I have a data product 

   typedef art::Assns<SimParticle, MARSInfo>  SimParticleMARSAssns;

In a writing job         

   for(... i ...) {
      ...
      assns->addSingle(*i, art::Ptr<MARSInfo>(infoPID, info->size()-1, infoGetter));

      cout<<"Added assn: "<<i->key()<<" : "<<info->size()-1<<endl;
   } 

The SimParticle ptrs are taken from a std::set<art::Ptr<SimParticle>>,
so it is guaranteed that a SimParticle can get no more than one
MARSInfo associated.
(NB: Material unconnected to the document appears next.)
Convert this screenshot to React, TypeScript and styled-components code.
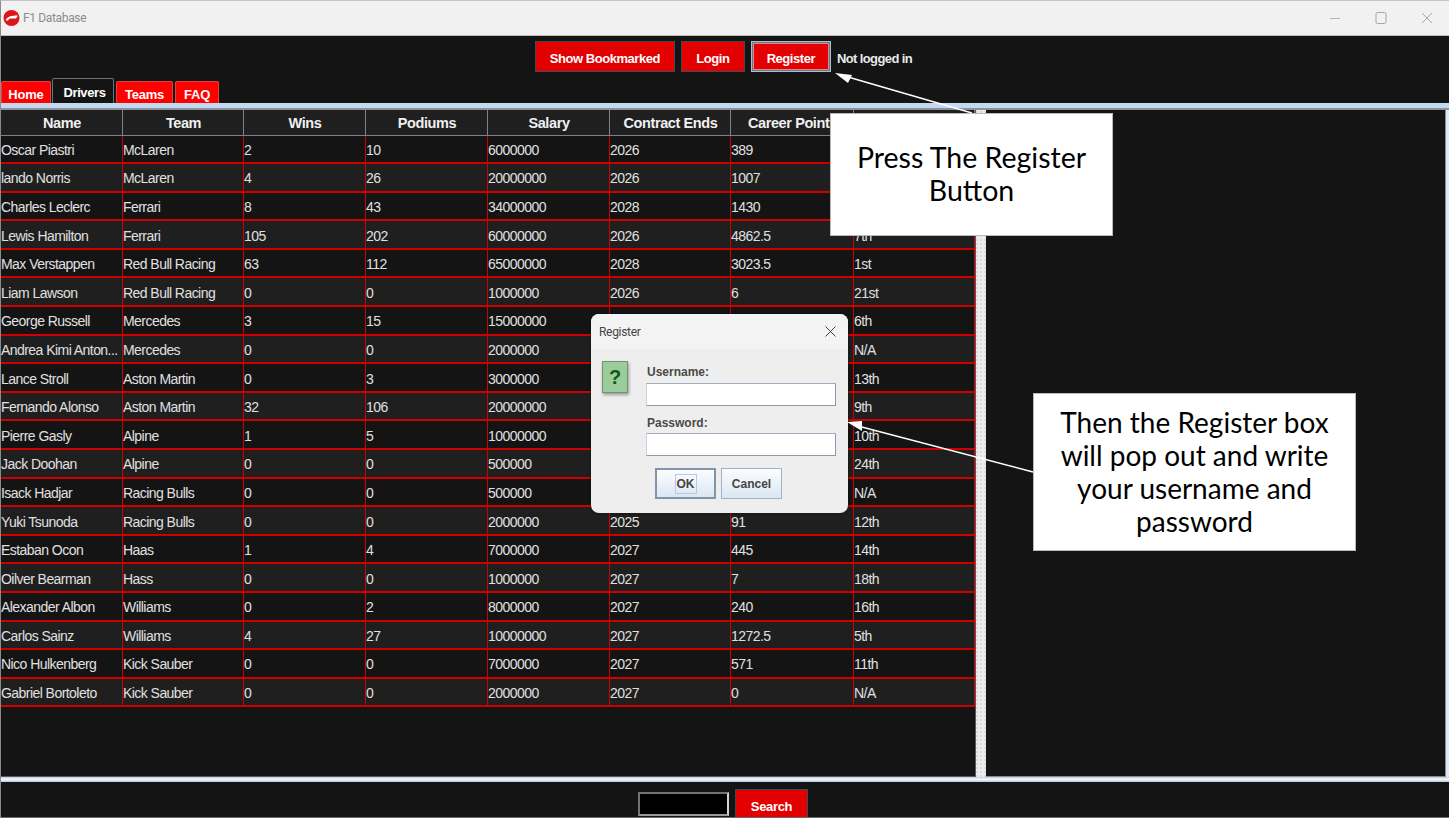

This is confirmed by a printout from the writing
job:

Added assn: 960 : 0
Added assn: 971 : 1
Added assn: 1021 : 2
...
Added assn: 5486 : 49
Added assn: 5497 : 50
Added assn: 5520 : 51

In a reading job, I get an exception when trying to create an

  art::FindOne<MARSInfo> mif(particles, event, marsInfoTag_);

    ---- LogicError BEGIN
      Attempted to create a FindOne object for a one-many or many-many association specified in collection InputTag:  label = SimParticleMARSAssnsMaker, instance = .
      cet::exception going through module ExtMonFNALHitMaker/pixelDigitization run: 1 subRun: 0 event: 1
    ---- LogicError END

Printing out Assns in the reading job:

      art::Handle<SimParticleMARSAssns> ah;
      event.getByLabel(marsInfoModuleLabel_, marsInfoInstanceName_, ah);
      for(SimParticleMARSAssns::assn_iterator i=ah->begin(), iend = ah->end(); i != iend; ++i) {
        std::cout<<"SimParticleMARSAssns: "<<i->first.key()<<"  : "<<i->second.key()<<std::endl;
      }

I get:

SimParticleMARSAssns: 960 : 0
SimParticleMARSAssns: 971 : 1
SimParticleMARSAssns: 1021 : 2
...
SimParticleMARSAssns: 5486 : 49
SimParticleMARSAssns: 5497 : 50
SimParticleMARSAssns: 5520 : 51
SimParticleMARSAssns: 960 : 0
SimParticleMARSAssns: 971 : 1
SimParticleMARSAssns: 1021 : 2
...
SimParticleMARSAssns: 5486 : 49
SimParticleMARSAssns: 5497 : 50
SimParticleMARSAssns: 5520 : 51

that is, the original set of pairs inserted in the writing job is repeated twice.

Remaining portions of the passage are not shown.